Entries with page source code

────

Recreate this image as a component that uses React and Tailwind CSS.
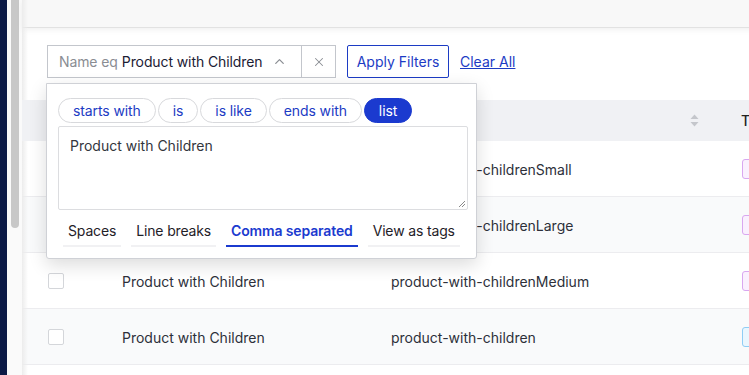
import { ChevronUp, X } from "lucide-react"

const rows = [
  { name: "Product with Children", slug: "product-with-childrenSmall", badge: "purple" },
  { name: "Product with Children", slug: "product-with-childrenLarge", badge: "purple" },
  { name: "Product with Children", slug: "product-with-childrenMedium", badge: "purple" },
  { name: "Product with Children", slug: "product-with-children", badge: "blue" },
]

const pills = ["starts with", "is", "is like", "ends with", "list"]
const tabs = ["Spaces", "Line breaks", "Comma separated", "View as tags"]

const App = () => {
  return (
    <div className="w-[749px] h-[375px] flex overflow-hidden bg-white font-['Inter',sans-serif] text-[14px]">
      {/* sidebar edge + scrollbar */}
      <div className="w-[7px] shrink-0 bg-[#0c1a46]" />
      <div className="w-[15px] shrink-0 bg-[#fafafa] pl-[4px]">
        <div className="w-[8px] h-[228px] bg-[#c8c8c8] rounded-b-[4px]" />
      </div>

      <div className="relative flex-1 bg-white">
        <div className="absolute left-0 top-0 bottom-0 w-[6px] bg-gradient-to-r from-[#ececec] to-transparent" />
        {/* header */}
        <div className="h-[28px] bg-[#f8f8f8] border-b border-[#e2e2e2] shadow-[0_2px_6px_rgba(0,0,0,0.06)]" />

        {/* filter bar */}
        <div className="flex items-center mt-[17px] pl-[25px] h-[33px]">
          <div className="flex h-[33px] w-[289px] border border-[#c3c6cc] bg-white">
            <div className="flex-1 flex items-center pl-[11px] whitespace-nowrap tracking-[-0.1px]">
              <span className="text-[#8a8d93]">Name eq</span>
              <span className="ml-[4px] text-[#1b2034]">Product with Children</span>
              <ChevronUp className="ml-[10px] w-[15px] h-[15px] text-[#8a8d93]" strokeWidth={2} />
            </div>
            <div className="w-[34px] border-l border-[#c3c6cc] flex items-center justify-center">
              <X className="w-[14px] h-[14px] text-[#8a8d93]" strokeWidth={1.75} />
            </div>
          </div>
          <button className="ml-[11px] h-[33px] w-[102px] border-[1.5px] border-[#1c3bc4] rounded-[2px] text-[#1c3bc4] bg-white">
            Apply Filters
          </button>
          <span className="ml-[11px] text-[#1c3bc4] underline">Clear All</span>
        </div>

        {/* table */}
        <div className="mt-[22px]">
          <div className="h-[41px] bg-[#f0f1f4] relative">
            <svg className="absolute left-[668px] top-[14px]" width="9" height="13" viewBox="0 0 9 13">
              <path d="M4.5 0.5 L8.5 5 H0.5 Z" fill="#c4c6cb" />
              <path d="M4.5 12.5 L8.5 8 H0.5 Z" fill="#c4c6cb" />
            </svg>
            <span className="absolute left-[719px] top-[10px] text-[#222] font-medium">T</span>
          </div>
          {rows.map((r, i) => (
            <div
              key={i}
              className={`h-[56px] flex items-center border-b border-[#ececef] ${i % 2 ? "bg-[#f9fafb]" : "bg-white"}`}
            >
              <div className="w-[16px] h-[16px] ml-[26px] border border-[#d4d6da] rounded-[2px] bg-white shrink-0" />
              <span className="ml-[58px] w-[269px] text-[#2d303a] whitespace-nowrap pt-[2px]">{r.name}</span>
              <span className="w-[351px] text-[#2d303a] whitespace-nowrap pt-[2px]">{r.slug}</span>
              <div
                className={`w-[30px] h-[20px] rounded-[3px] border ${
                  r.badge === "blue" ? "border-[#8fcdf5] bg-[#eaf6fe]" : "border-[#d9a7f0] bg-[#faf0fe]"
                }`}
              />
            </div>
          ))}
        </div>

        {/* popover */}
        <div className="absolute left-[24px] top-[83px] w-[431px] h-[176px] bg-white border border-[#cfd1d6] rounded-b-[3px] shadow-[0_6px_18px_rgba(0,0,0,0.14)] px-[11px] pt-[14px]">
          <div className="flex gap-[2px]">
            {pills.map((p) => (
              <span
                key={p}
                className={`h-[25px] px-[14px] flex items-center rounded-full border tracking-[-0.1px] ${
                  p === "list" ? "bg-[#1b3acf] border-[#1b3acf] text-white" : "border-[#d8d9dc] text-[#1c3bc4] bg-white"
                }`}
              >
                {p}
              </span>
            ))}
          </div>
          <div className="relative mt-[3px] h-[84px] w-[410px] border border-[#dcdde0] rounded-[2px] px-[11px] pt-[8px] text-[#33363d]">
            Product with Children
            <svg className="absolute right-[1px] bottom-[1px]" width="8" height="8" viewBox="0 0 8 8">
              <path d="M7 1 L1 7 M7 4 L4 7" stroke="#8a8a8a" strokeWidth="1" />
            </svg>
          </div>
          <div className="flex gap-[10px] mt-[5px] ml-[5px]">
            {tabs.map((t) => {
              const active = t === "Comma separated"
              return (
                <div
                  key={t}
                  className={`h-[32px] px-[5px] flex items-center whitespace-nowrap border-b-2 tracking-[-0.15px] ${
                    active ? "border-[#1b3acf] text-[#1b3acf] font-semibold" : "border-[#f1f1f3] text-[#1f2128]"
                  }`}
                >
                  {t}
                </div>
              )
            })}
          </div>
        </div>
      </div>
    </div>
  )
}

export default App
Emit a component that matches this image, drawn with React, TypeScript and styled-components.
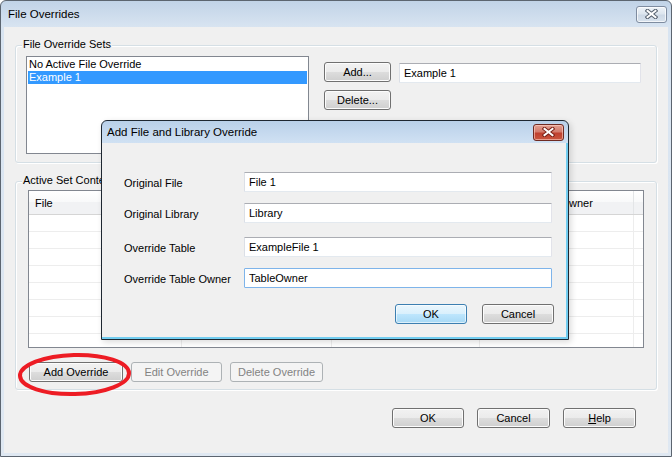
import styled, { createGlobalStyle } from "styled-components"

const GlobalStyle = createGlobalStyle`
  html, body {
    margin: 0;
    padding: 0;
    background: #ffffff;
  }
  * {
    box-sizing: border-box;
  }
`

const Window = styled.div`
  position: relative;
  width: 672px;
  height: 457px;
  border: 1px solid #5c6570;
  border-radius: 6px 6px 0 0;
  background: linear-gradient(#c1d3e7, #d8e4f1 26px, #dfe8f2);
  display: flex;
  flex-direction: column;
  overflow: hidden;
  font-family: "Liberation Sans", Arial, sans-serif;
  font-size: 11px;
  color: #000;
`

const TitleBar = styled.div<{ $height: number; $padLeft: number }>`
  height: ${p => p.$height}px;
  flex: none;
  display: flex;
  align-items: center;
  justify-content: space-between;
  padding: 0 2px 0 ${p => p.$padLeft}px;
`

const TitleText = styled.span<{ $size: number }>`
  font-size: ${p => p.$size}px;
  color: #000;
`

const CaptionButton = styled.div<{ $danger?: boolean }>`
  width: 31px;
  height: 17px;
  margin-right: 2px;
  border-radius: 3px;
  display: flex;
  align-items: center;
  justify-content: center;
  border: 1px solid ${p => (p.$danger ? "#6e2a22" : "#7e8ca0")};
  background: ${p =>
    p.$danger
      ? "linear-gradient(#e3a092, #d37b6c 45%, #c0402f 55%, #c9563f)"
      : "linear-gradient(#eef3f8, #dde6ef 45%, #cdd9e6 55%, #d8e2ed)"};
  box-shadow: inset 0 0 0 1px ${p => (p.$danger ? "rgba(255,210,200,0.6)" : "rgba(255,255,255,0.7)")};
`

const Client = styled.div`
  flex: 1;
  margin: 0 3px 3px 3px;
  background: #f0f0f0;
  padding: 18px 11px 0 11px;
  display: flex;
  flex-direction: column;
`

const GroupBox = styled.div<{ $height: number; $gapTop?: number }>`
  position: relative;
  height: ${p => p.$height}px;
  margin-top: ${p => p.$gapTop ?? 0}px;
  border: 1px solid #d5dfe5;
  border-radius: 3px;
  box-shadow: inset 1px 1px 0 #ffffff, 1px 1px 0 #ffffff;
`

const GroupCaption = styled.span`
  position: absolute;
  left: 6px;
  top: -8px;
  padding: 0 1px;
  line-height: 13px;
  background: #f0f0f0;
`

const SetsRow = styled.div`
  display: flex;
  align-items: flex-start;
  padding: 10px 0 0 10px;
`

const ListBox = styled.div`
  width: 283px;
  height: 98px;
  background: #fff;
  border: 1px solid #828790;
  padding: 1px;
`

const ListItem = styled.div<{ $selected?: boolean }>`
  height: 13px;
  line-height: 13px;
  padding-left: 1px;
  white-space: nowrap;
  background: ${p => (p.$selected ? "#3399ff" : "transparent")};
  color: ${p => (p.$selected ? "#fff" : "#000")};
`

const ButtonColumn = styled.div`
  display: flex;
  flex-direction: column;
  gap: 8px;
  margin: 6px 0 0 15px;
`

const PushButton = styled.button<{ $w: number; $primary?: boolean }>`
  width: ${p => p.$w}px;
  height: 20px;
  padding: 0;
  font-family: inherit;
  font-size: 11px;
  line-height: 18px;
  color: #000;
  border-radius: 3px;
  border: 1px solid ${p => (p.$primary ? "#3c7fb1" : "#707070")};
  background: ${p =>
    p.$primary
      ? "linear-gradient(#eaf6fd, #d9f0fc 50%, #bee6fd 50%, #a7d9f5)"
      : "linear-gradient(#f2f2f2, #ebebeb 50%, #dddddd 50%, #cfcfcf)"};
  box-shadow: inset 0 0 0 1px ${p => (p.$primary ? "rgba(255,255,255,0.6)" : "#fcfcfc")};

  &:disabled {
    border-color: #adb2b5;
    background: #f4f4f4;
    box-shadow: none;
    color: #838383;
  }
`

const TextField = styled.input<{ $w: number; $focused?: boolean; $ml?: number; $mt?: number }>`
  width: ${p => p.$w}px;
  height: 20px;
  margin: ${p => p.$mt ?? 0}px 0 0 ${p => p.$ml ?? 0}px;
  padding: 0 0 0 4px;
  font-family: inherit;
  font-size: 11px;
  color: #000;
  background: #fff;
  border: 1px solid;
  border-color: ${p => (p.$focused ? "#7eb4ea" : "#abadb3 #e2e3ea #e3e9ef #dbdfe6")};
  border-radius: 1px;
  outline: none;
`

const ContentsBody = styled.div`
  padding: 8px 0 0 12px;
  display: flex;
  flex-direction: column;
`

const OverrideTable = styled.div`
  width: 616px;
  height: 158px;
  border: 1px solid #828790;
  background: #fff;
  overflow: hidden;
`

const TableRow = styled.div<{ $header?: boolean }>`
  display: grid;
  grid-template-columns: 153px 150px 148px 154px 1fr;
  height: ${p => (p.$header ? 24 : 17)}px;
  border-bottom: 1px solid ${p => (p.$header ? "#d5d5d5" : "#ededed")};
  background: ${p =>
    p.$header ? "linear-gradient(#ffffff, #f8f9fa 50%, #f1f2f4 50%, #f1f2f4)" : "#fff"};
`

const TableCell = styled.div<{ $header?: boolean }>`
  border-right: 1px solid ${p => (p.$header ? "#e3e5e7" : "#ededed")};
  padding-left: 6px;
  display: flex;
  align-items: center;
  white-space: nowrap;
  overflow: hidden;
  &:last-child {
    border-right: none;
  }
`

const ActionRow = styled.div`
  display: flex;
  gap: 8px;
  margin: 14px 0 0 1px;
`

const FooterRow = styled.div`
  display: flex;
  justify-content: flex-end;
  gap: 13px;
  margin: 18px 21px 0 0;
`

const Dialog = styled.div`
  position: absolute;
  left: 100px;
  top: 119px;
  width: 468px;
  height: 220px;
  border: 1px solid #1e2731;
  border-radius: 6px 6px 0 0;
  background: linear-gradient(#b9d0e9, #d0e1f3 22px, #72cdf0 22px);
  display: flex;
  flex-direction: column;
  box-shadow: 2px 2px 6px rgba(0, 0, 0, 0.15);
`

const DialogBody = styled.div`
  flex: 1;
  margin: 0 2px 2px 0;
  background: #f0f0f0;
  padding: 29px 0 0 22px;
  display: flex;
  flex-direction: column;
`

const FieldRow = styled.div<{ $mt: number }>`
  display: grid;
  grid-template-columns: 120px 308px;
  align-items: center;
  margin-top: ${p => p.$mt}px;
`

const FieldLabel = styled.span`
  padding-top: 2px;
`

const DialogButtons = styled.div`
  display: flex;
  justify-content: flex-end;
  gap: 15px;
  margin: 16px 12px 0 0;
`

const Annotation = styled.svg`
  position: absolute;
  left: 14px;
  top: 349px;
  pointer-events: none;
`

const CloseGlyph = ({ outline }: { outline: string }) => (
  <svg width="13" height="10" viewBox="0 0 13 10">
    <path d="M2.5 1.8 L10.5 8.2 M10.5 1.8 L2.5 8.2" stroke={outline} strokeWidth="4" strokeLinecap="square" fill="none" />
    <path d="M2.5 1.8 L10.5 8.2 M10.5 1.8 L2.5 8.2" stroke="#ffffff" strokeWidth="2" strokeLinecap="square" fill="none" />
  </svg>
)

const headers = ["File", "Library", "Override Table", "Override Table Owner", ""]

export default function App() {
  return (
    <>
      <GlobalStyle />
      <Window>
        <TitleBar $height={26} $padLeft={7}>
          <TitleText $size={11.5}>File Overrides</TitleText>
          <CaptionButton>
            <CloseGlyph outline="#55606e" />
          </CaptionButton>
        </TitleBar>

        <Client>
          <GroupBox $height={118}>
            <GroupCaption>File Override Sets</GroupCaption>
            <SetsRow>
              <ListBox>
                <ListItem>No Active File Override</ListItem>
                <ListItem $selected>Example 1</ListItem>
              </ListBox>
              <ButtonColumn>
                <PushButton $w={67}>Add...</PushButton>
                <PushButton $w={67}>Delete...</PushButton>
              </ButtonColumn>
              <TextField $w={242} $ml={8} $mt={7} readOnly value="Example 1" />
            </SetsRow>
          </GroupBox>

          <GroupBox $height={209} $gapTop={18}>
            <GroupCaption>Active Set Contents</GroupCaption>
            <ContentsBody>
              <OverrideTable>
                <TableRow $header>
                  {headers.map((h, i) => (
                    <TableCell $header key={i}>{h}</TableCell>
                  ))}
                </TableRow>
                {Array.from({ length: 8 }).map((_, r) => (
                  <TableRow key={r}>
                    {headers.map((_, i) => (
                      <TableCell key={i} />
                    ))}
                  </TableRow>
                ))}
              </OverrideTable>
              <ActionRow>
                <PushButton $w={94}>Add Override</PushButton>
                <PushButton $w={91} disabled>Edit Override</PushButton>
                <PushButton $w={93} disabled>Delete Override</PushButton>
              </ActionRow>
            </ContentsBody>
          </GroupBox>

          <FooterRow>
            <PushButton $w={72}>OK</PushButton>
            <PushButton $w={73}>Cancel</PushButton>
            <PushButton $w={73}>
              <u>H</u>elp
            </PushButton>
          </FooterRow>
        </Client>

        <Dialog>
          <TitleBar $height={22} $padLeft={5}>
            <TitleText $size={11.5}>Add File and Library Override</TitleText>
            <CaptionButton $danger>
              <CloseGlyph outline="#7a2218" />
            </CaptionButton>
          </TitleBar>
          <DialogBody>
            <FieldRow $mt={0}>
              <FieldLabel>Original File</FieldLabel>
              <TextField $w={308} readOnly value="File 1" />
            </FieldRow>
            <FieldRow $mt={11}>
              <FieldLabel>Original Library</FieldLabel>
              <TextField $w={308} readOnly value="Library" />
            </FieldRow>
            <FieldRow $mt={14}>
              <FieldLabel>Override Table</FieldLabel>
              <TextField $w={308} readOnly value="ExampleFile 1" />
            </FieldRow>
            <FieldRow $mt={11}>
              <FieldLabel>Override Table Owner</FieldLabel>
              <TextField $w={308} $focused readOnly value="TableOwner" />
            </FieldRow>
            <DialogButtons>
              <PushButton $w={72} $primary>OK</PushButton>
              <PushButton $w={72}>Cancel</PushButton>
            </DialogButtons>
          </DialogBody>
        </Dialog>

        <Annotation width="120" height="50" viewBox="0 0 120 50">
          <ellipse cx="59.5" cy="24.5" rx="54.5" ry="19.5" fill="none" stroke="#ed1c24" strokeWidth="4" transform="rotate(-1.5 59.5 24.5)" />
        </Annotation>
      </Window>
    </>
  )
}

────

**Problem to solve:** Track down every line holding the string "components" and copy it.

**Response to the task:**
Emit a component that matches this image, drawn with React, TypeScript and styled-components.
import styled, { createGlobalStyle } from "styled-components"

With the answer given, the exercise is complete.